• To be done
Set down the material below word for word, excluding the pictures.
— BEGIN Collected data —
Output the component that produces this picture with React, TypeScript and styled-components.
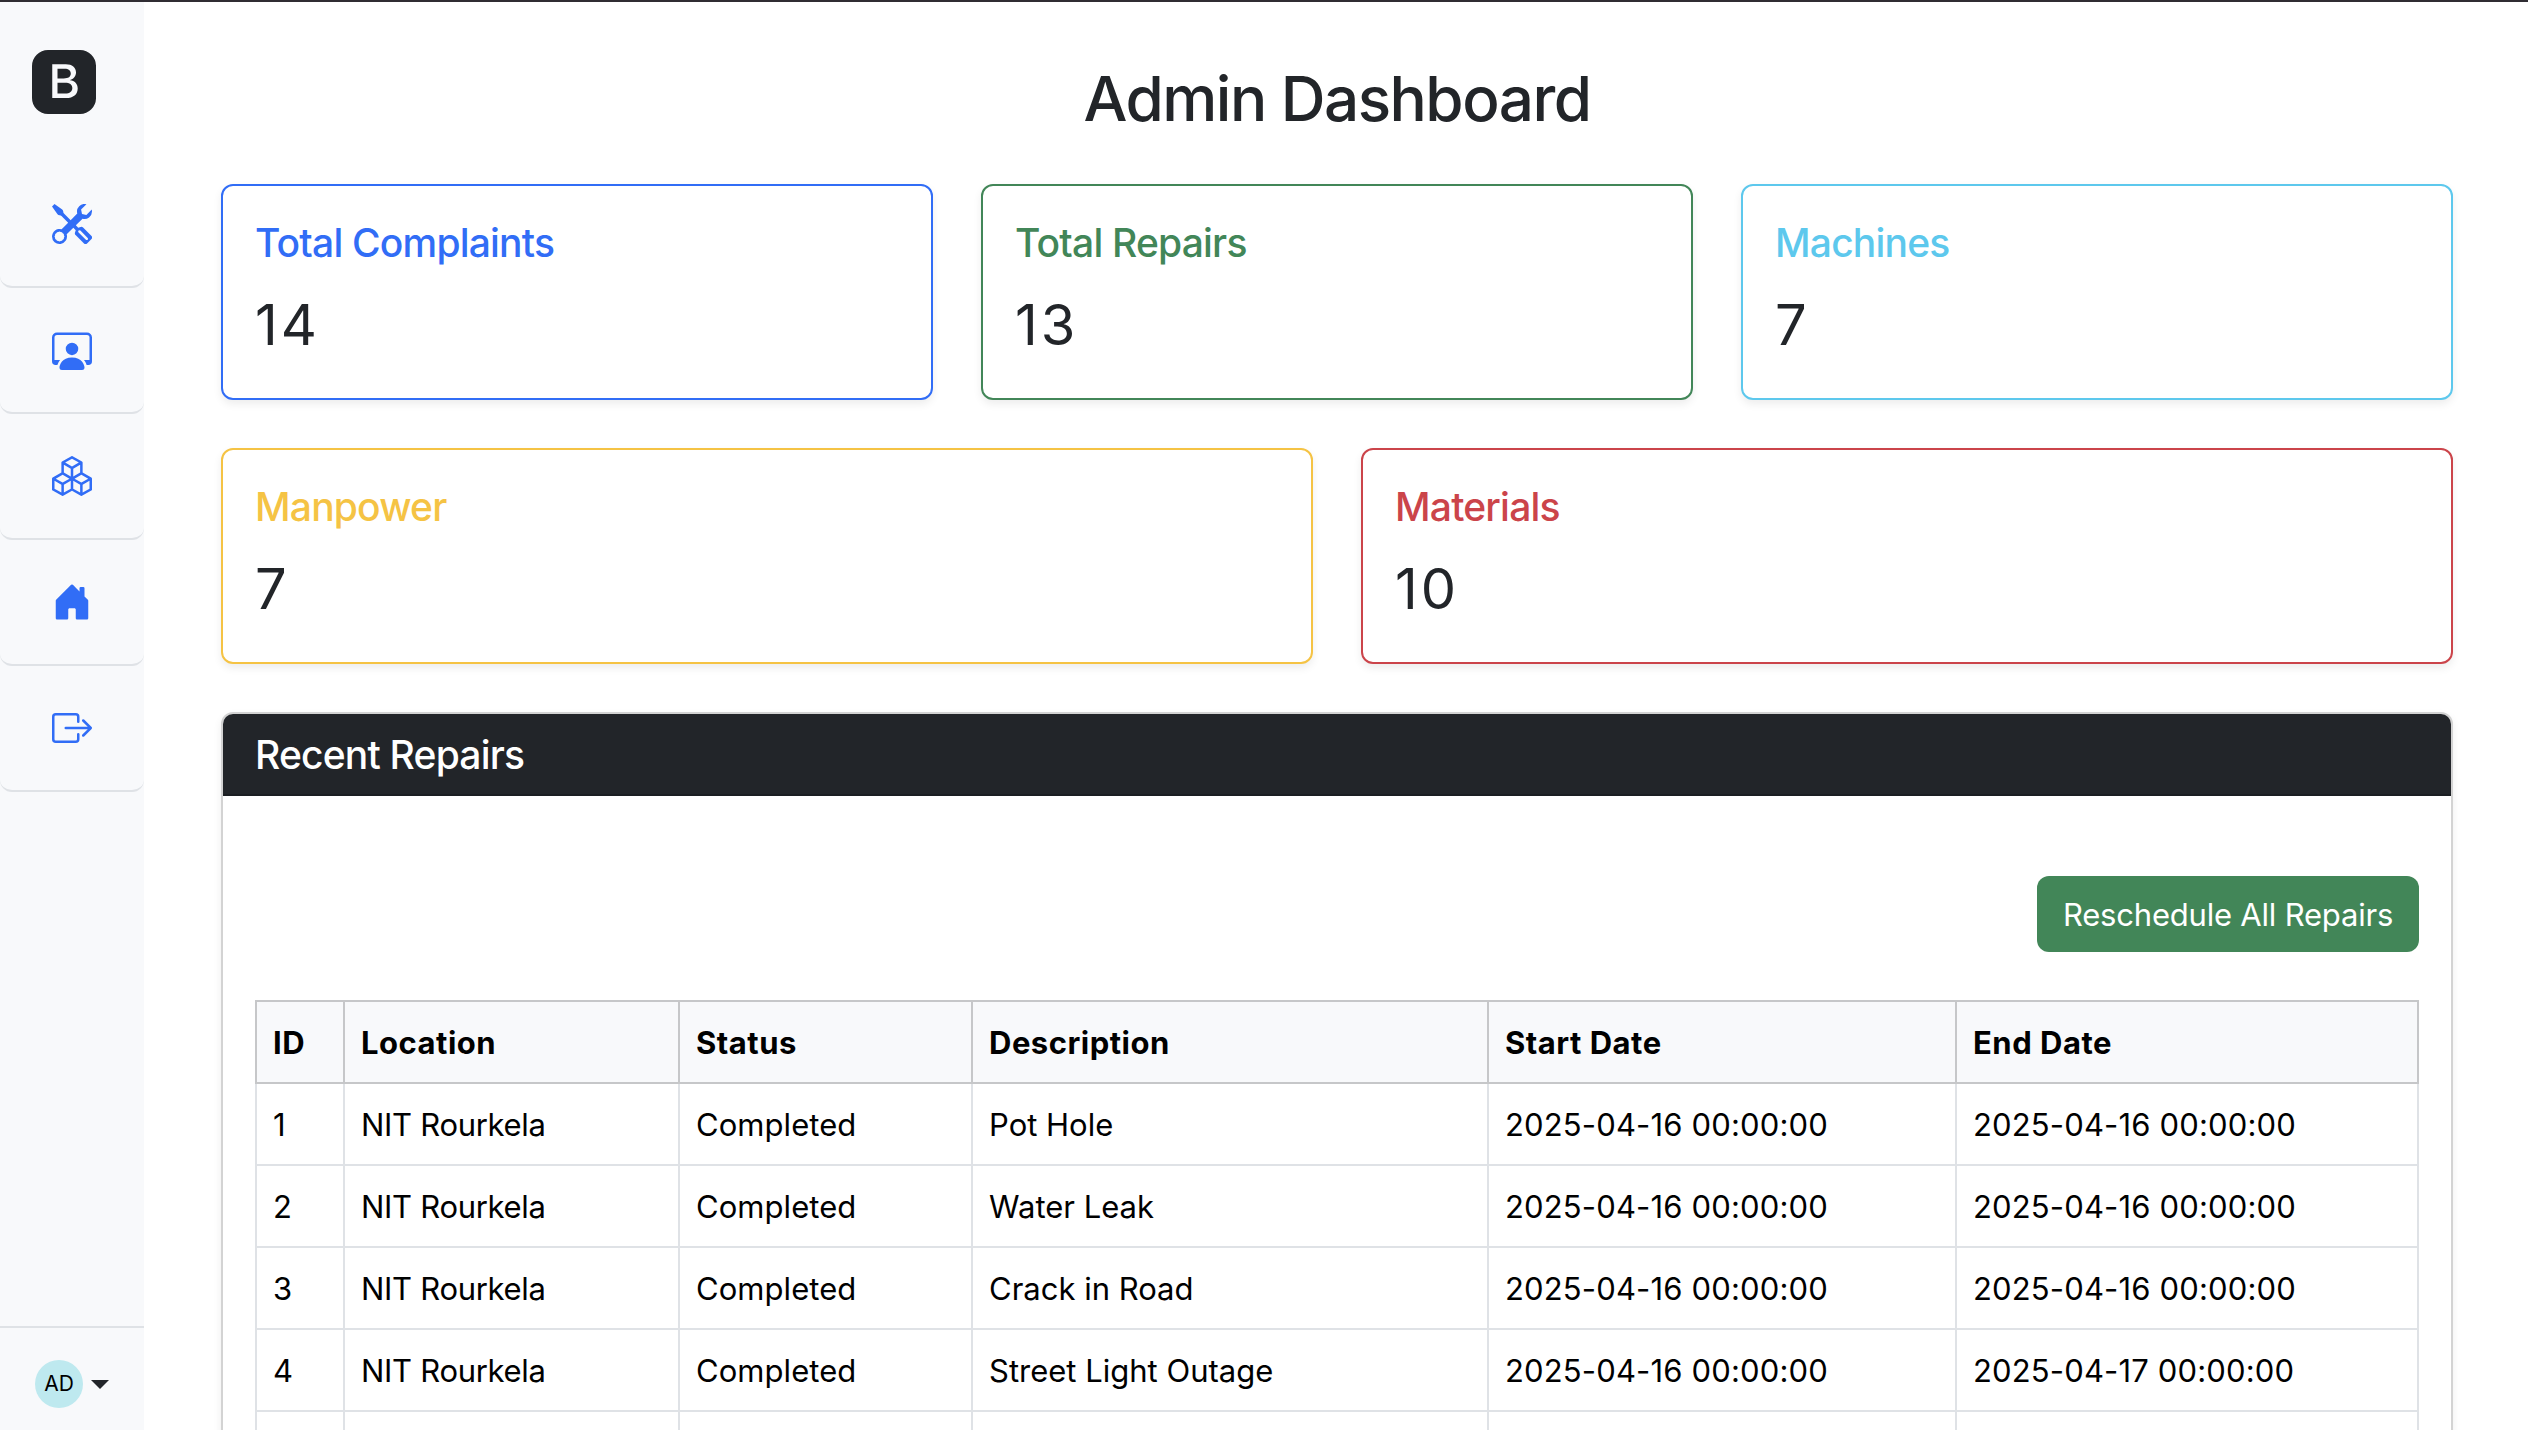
import React from 'react';
import styled, { createGlobalStyle, css } from 'styled-components';
import {
  BsBootstrapFill,
  BsBoxArrowRight,
  BsBoxes,
  BsHouseDoorFill,
  BsPersonWorkspace,
  BsTools,
} from 'react-icons/bs';

const GlobalStyle = createGlobalStyle`
  *, *::before, *::after { box-sizing: border-box; }
  body {
    margin: 0;
    overflow: hidden;
    background: #fff;
    color: #222529;
    font-family: Inter, "Liberation Sans", sans-serif;
    font-size: 31px;
    line-height: 48px;
  }
`;

const Page = styled.div`
  display: flex;
  height: 1430px;
  border-top: 2px solid #302d33;
  overflow: hidden;
`;

const Sidebar = styled.aside`
  display: flex;
  flex-direction: column;
  flex: 0 0 144px;
  background: #f8f9fb;
`;

const Brand = styled.a`
  display: flex;
  padding: 48px 32px;
  color: #222529;
`;

const Nav = styled.nav`
  display: flex;
  flex-direction: column;
  flex: 1;
`;

const NavLink = styled.a`
  display: flex;
  align-items: center;
  justify-content: center;
  height: 126px;
  border-bottom: 2px solid #dfe2e6;
  border-radius: 12px;
  color: #316df6;
`;

const Account = styled.div`
  display: flex;
  align-items: flex-start;
  gap: 8px;
  height: 104px;
  padding: 32px 0 0 35px;
  border-top: 2px solid #dfe2e6;
`;

const Avatar = styled.span`
  display: flex;
  align-items: center;
  justify-content: center;
  width: 48px;
  height: 48px;
  border-radius: 50%;
  background: #bee9ef;
  color: #000;
  font-size: 21px;
  line-height: 48px;
`;

const Caret = styled.span`
  margin-top: 20px;
  border-top: 9px solid #222529;
  border-left: 9px solid transparent;
  border-right: 9px solid transparent;
`;

const Main = styled.main`
  flex: 1;
  min-width: 0;
  padding: 59px 75px 0 77px;
`;

const PageTitle = styled.h2`
  margin: 0 0 47px;
  font-size: 62px;
  font-weight: 500;
  line-height: 76px;
  letter-spacing: -1.5px;
  text-align: center;
`;

const StatRow = styled.section`
  display: flex;
  gap: 48px;
  margin-bottom: 48px;
`;

const cardBox = css`
  border: 2px solid #d3d3d3;
  border-radius: 12px;
  background: #fff;
  box-shadow: 0 4px 8px rgba(0, 0, 0, 0.075);
`;

const StatCard = styled.article<{ $tone: string }>`
  ${cardBox}
  flex: 1;
  height: 216px;
  padding: 33px 32px 31px;
  border-color: ${(p) => p.$tone};
`;

const headingText = css`
  margin: 0;
  font-size: 39px;
  font-weight: 500;
  line-height: 48px;
  letter-spacing: -0.8px;
`;

const StatTitle = styled.h5<{ $tone: string }>`
  ${headingText}
  color: ${(p) => p.$tone};
`;

const StatValue = styled.p`
  margin: 16px 0 0;
  font-size: 56px;
  line-height: 84px;
  letter-spacing: 3px;
`;

const Panel = styled.section`
  ${cardBox}
  overflow: hidden;
`;

const PanelHeader = styled.header`
  padding: 17px 32px 15px;
  border-bottom: 2px solid #1b1e22;
  background: #222529;
  color: #fff;
`;

const PanelTitle = styled.h5`
  ${headingText}
`;

const PanelBody = styled.div`
  padding: 80px 32px 32px;
`;

const Actions = styled.div`
  display: flex;
  justify-content: flex-end;
  margin-bottom: 48px;
`;

const Button = styled.button`
  width: 382px;
  height: 76px;
  padding: 2px 0 0;
  border: 0;
  border-radius: 12px;
  background: #428658;
  color: #fff;
  font: inherit;
  letter-spacing: -0.2px;
`;

const Table = styled.table`
  width: 2164px;
  table-layout: fixed;
  border-collapse: separate;
  border-spacing: 0;
  color: #000;
`;

const Col = styled.col<{ $width: number }>`
  width: ${(p) => p.$width}px;
`;

const cell = css`
  padding: 17px 16px 15px;
  border: 0 solid;
  border-right-width: 2px;
  border-bottom-width: 2px;
  text-align: left;
  white-space: nowrap;
  &:first-child {
    border-left-width: 2px;
  }
`;

const HeadCell = styled.th`
  ${cell}
  height: 84px;
  border-top-width: 2px;
  border-color: #c6c7c9;
  background: #f8f9fb;
  font-weight: 700;
  letter-spacing: 0.5px;
`;

const Cell = styled.td<{ $tracking: number }>`
  ${cell}
  height: 82px;
  border-color: #dfe2e6;
  letter-spacing: ${(p) => p.$tracking}px;
`;

const NAV = [BsTools, BsPersonWorkspace, BsBoxes, BsHouseDoorFill, BsBoxArrowRight];

const STATS = [
  [
    { title: 'Total Complaints', value: 14, tone: '#316df6' },
    { title: 'Total Repairs', value: 13, tone: '#428658' },
    { title: 'Machines', value: 7, tone: '#5dc8ed' },
  ],
  [
    { title: 'Manpower', value: 7, tone: '#f5c344' },
    { title: 'Materials', value: 10, tone: '#cb444a' },
  ],
];

const COLUMNS = [
  { label: 'ID', width: 90, tracking: 0 },
  { label: 'Location', width: 335, tracking: -0.3 },
  { label: 'Status', width: 293, tracking: 0.05 },
  { label: 'Description', width: 516, tracking: 0 },
  { label: 'Start Date', width: 468, tracking: 0.15 },
  { label: 'End Date', width: 462, tracking: 0.15 },
];

const REPAIRS = [
  ['1', 'NIT Rourkela', 'Completed', 'Pot Hole', '2025-04-16 00:00:00', '2025-04-16 00:00:00'],
  ['2', 'NIT Rourkela', 'Completed', 'Water Leak', '2025-04-16 00:00:00', '2025-04-16 00:00:00'],
  ['3', 'NIT Rourkela', 'Completed', 'Crack in Road', '2025-04-16 00:00:00', '2025-04-16 00:00:00'],
  ['4', 'NIT Rourkela', 'Completed', 'Street Light Outage', '2025-04-16 00:00:00', '2025-04-17 00:00:00'],
  ['', '', '', '', '', ''],
];

export default function App() {
  return (
    <>
      <GlobalStyle />
      <Page>
        <Sidebar>
          <Brand>
            <BsBootstrapFill size={64} />
          </Brand>
          <Nav>
            {NAV.map((Icon, i) => (
              <NavLink key={i}>
                <Icon size={40} />
              </NavLink>
            ))}
          </Nav>
          <Account>
            <Avatar>AD</Avatar>
            <Caret />
          </Account>
        </Sidebar>
        <Main>
          <PageTitle>Admin Dashboard</PageTitle>
          {STATS.map((row, i) => (
            <StatRow key={i}>
              {row.map((s) => (
                <StatCard key={s.title} $tone={s.tone}>
                  <StatTitle $tone={s.tone}>{s.title}</StatTitle>
                  <StatValue>{s.value}</StatValue>
                </StatCard>
              ))}
            </StatRow>
          ))}
          <Panel>
            <PanelHeader>
              <PanelTitle>Recent Repairs</PanelTitle>
            </PanelHeader>
            <PanelBody>
              <Actions>
                <Button>Reschedule All Repairs</Button>
              </Actions>
              <Table>
                <colgroup>
                  {COLUMNS.map((c) => (
                    <Col key={c.label} $width={c.width} />
                  ))}
                </colgroup>
                <thead>
                  <tr>
                    {COLUMNS.map((c) => (
                      <HeadCell key={c.label}>{c.label}</HeadCell>
                    ))}
                  </tr>
                </thead>
                <tbody>
                  {REPAIRS.map((row, r) => (
                    <tr key={r}>
                      {row.map((value, c) => (
                        <Cell key={c} $tracking={COLUMNS[c].tracking}>
                          {value}
                        </Cell>
                      ))}
                    </tr>
                  ))}
                </tbody>
              </Table>
            </PanelBody>
          </Panel>
        </Main>
      </Page>
    </>
  );
}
— END Collected data —
• Written answer
Output the component that produces this picture with React, TypeScript and styled-components.
import React from 'react';
import styled, { createGlobalStyle, css } from 'styled-components';
import {
  BsBootstrapFill,
  BsBoxArrowRight,
  BsBoxes,
  BsHouseDoorFill,
  BsPersonWorkspace,
  BsTools,
} from 'react-icons/bs';

const GlobalStyle = createGlobalStyle`
  *, *::before, *::after { box-sizing: border-box; }
  body {
    margin: 0;
    overflow: hidden;
    background: #fff;
    color: #222529;
    font-family: Inter, "Liberation Sans", sans-serif;
    font-size: 31px;
    line-height: 48px;
  }
`;

const Page = styled.div`
  display: flex;
  height: 1430px;
  border-top: 2px solid #302d33;
  overflow: hidden;
`;

const Sidebar = styled.aside`
  display: flex;
  flex-direction: column;
  flex: 0 0 144px;
  background: #f8f9fb;
`;

const Brand = styled.a`
  display: flex;
  padding: 48px 32px;
  color: #222529;
`;

const Nav = styled.nav`
  display: flex;
  flex-direction: column;
  flex: 1;
`;

const NavLink = styled.a`
  display: flex;
  align-items: center;
  justify-content: center;
  height: 126px;
  border-bottom: 2px solid #dfe2e6;
  border-radius: 12px;
  color: #316df6;
`;

const Account = styled.div`
  display: flex;
  align-items: flex-start;
  gap: 8px;
  height: 104px;
  padding: 32px 0 0 35px;
  border-top: 2px solid #dfe2e6;
`;

const Avatar = styled.span`
  display: flex;
  align-items: center;
  justify-content: center;
  width: 48px;
  height: 48px;
  border-radius: 50%;
  background: #bee9ef;
  color: #000;
  font-size: 21px;
  line-height: 48px;
`;

const Caret = styled.span`
  margin-top: 20px;
  border-top: 9px solid #222529;
  border-left: 9px solid transparent;
  border-right: 9px solid transparent;
`;

const Main = styled.main`
  flex: 1;
  min-width: 0;
  padding: 59px 75px 0 77px;
`;

const PageTitle = styled.h2`
  margin: 0 0 47px;
  font-size: 62px;
  font-weight: 500;
  line-height: 76px;
  letter-spacing: -1.5px;
  text-align: center;
`;

const StatRow = styled.section`
  display: flex;
  gap: 48px;
  margin-bottom: 48px;
`;

const cardBox = css`
  border: 2px solid #d3d3d3;
  border-radius: 12px;
  background: #fff;
  box-shadow: 0 4px 8px rgba(0, 0, 0, 0.075);
`;

const StatCard = styled.article<{ $tone: string }>`
  ${cardBox}
  flex: 1;
  height: 216px;
  padding: 33px 32px 31px;
  border-color: ${(p) => p.$tone};
`;

const headingText = css`
  margin: 0;
  font-size: 39px;
  font-weight: 500;
  line-height: 48px;
  letter-spacing: -0.8px;
`;

const StatTitle = styled.h5<{ $tone: string }>`
  ${headingText}
  color: ${(p) => p.$tone};
`;

const StatValue = styled.p`
  margin: 16px 0 0;
  font-size: 56px;
  line-height: 84px;
  letter-spacing: 3px;
`;

const Panel = styled.section`
  ${cardBox}
  overflow: hidden;
`;

const PanelHeader = styled.header`
  padding: 17px 32px 15px;
  border-bottom: 2px solid #1b1e22;
  background: #222529;
  color: #fff;
`;

const PanelTitle = styled.h5`
  ${headingText}
`;

const PanelBody = styled.div`
  padding: 80px 32px 32px;
`;

const Actions = styled.div`
  display: flex;
  justify-content: flex-end;
  margin-bottom: 48px;
`;

const Button = styled.button`
  width: 382px;
  height: 76px;
  padding: 2px 0 0;
  border: 0;
  border-radius: 12px;
  background: #428658;
  color: #fff;
  font: inherit;
  letter-spacing: -0.2px;
`;

const Table = styled.table`
  width: 2164px;
  table-layout: fixed;
  border-collapse: separate;
  border-spacing: 0;
  color: #000;
`;

const Col = styled.col<{ $width: number }>`
  width: ${(p) => p.$width}px;
`;

const cell = css`
  padding: 17px 16px 15px;
  border: 0 solid;
  border-right-width: 2px;
  border-bottom-width: 2px;
  text-align: left;
  white-space: nowrap;
  &:first-child {
    border-left-width: 2px;
  }
`;

const HeadCell = styled.th`
  ${cell}
  height: 84px;
  border-top-width: 2px;
  border-color: #c6c7c9;
  background: #f8f9fb;
  font-weight: 700;
  letter-spacing: 0.5px;
`;

const Cell = styled.td<{ $tracking: number }>`
  ${cell}
  height: 82px;
  border-color: #dfe2e6;
  letter-spacing: ${(p) => p.$tracking}px;
`;

const NAV = [BsTools, BsPersonWorkspace, BsBoxes, BsHouseDoorFill, BsBoxArrowRight];

const STATS = [
  [
    { title: 'Total Complaints', value: 14, tone: '#316df6' },
    { title: 'Total Repairs', value: 13, tone: '#428658' },
    { title: 'Machines', value: 7, tone: '#5dc8ed' },
  ],
  [
    { title: 'Manpower', value: 7, tone: '#f5c344' },
    { title: 'Materials', value: 10, tone: '#cb444a' },
  ],
];

const COLUMNS = [
  { label: 'ID', width: 90, tracking: 0 },
  { label: 'Location', width: 335, tracking: -0.3 },
  { label: 'Status', width: 293, tracking: 0.05 },
  { label: 'Description', width: 516, tracking: 0 },
  { label: 'Start Date', width: 468, tracking: 0.15 },
  { label: 'End Date', width: 462, tracking: 0.15 },
];

const REPAIRS = [
  ['1', 'NIT Rourkela', 'Completed', 'Pot Hole', '2025-04-16 00:00:00', '2025-04-16 00:00:00'],
  ['2', 'NIT Rourkela', 'Completed', 'Water Leak', '2025-04-16 00:00:00', '2025-04-16 00:00:00'],
  ['3', 'NIT Rourkela', 'Completed', 'Crack in Road', '2025-04-16 00:00:00', '2025-04-16 00:00:00'],
  ['4', 'NIT Rourkela', 'Completed', 'Street Light Outage', '2025-04-16 00:00:00', '2025-04-17 00:00:00'],
  ['', '', '', '', '', ''],
];

export default function App() {
  return (
    <>
      <GlobalStyle />
      <Page>
        <Sidebar>
          <Brand>
            <BsBootstrapFill size={64} />
          </Brand>
          <Nav>
            {NAV.map((Icon, i) => (
              <NavLink key={i}>
                <Icon size={40} />
              </NavLink>
            ))}
          </Nav>
          <Account>
            <Avatar>AD</Avatar>
            <Caret />
          </Account>
        </Sidebar>
        <Main>
          <PageTitle>Admin Dashboard</PageTitle>
          {STATS.map((row, i) => (
            <StatRow key={i}>
              {row.map((s) => (
                <StatCard key={s.title} $tone={s.tone}>
                  <StatTitle $tone={s.tone}>{s.title}</StatTitle>
                  <StatValue>{s.value}</StatValue>
                </StatCard>
              ))}
            </StatRow>
          ))}
          <Panel>
            <PanelHeader>
              <PanelTitle>Recent Repairs</PanelTitle>
            </PanelHeader>
            <PanelBody>
              <Actions>
                <Button>Reschedule All Repairs</Button>
              </Actions>
              <Table>
                <colgroup>
                  {COLUMNS.map((c) => (
                    <Col key={c.label} $width={c.width} />
                  ))}
                </colgroup>
                <thead>
                  <tr>
                    {COLUMNS.map((c) => (
                      <HeadCell key={c.label}>{c.label}</HeadCell>
                    ))}
                  </tr>
                </thead>
                <tbody>
                  {REPAIRS.map((row, r) => (
                    <tr key={r}>
                      {row.map((value, c) => (
                        <Cell key={c} $tracking={COLUMNS[c].tracking}>
                          {value}
                        </Cell>
                      ))}
                    </tr>
                  ))}
                </tbody>
              </Table>
            </PanelBody>
          </Panel>
        </Main>
      </Page>
    </>
  );
}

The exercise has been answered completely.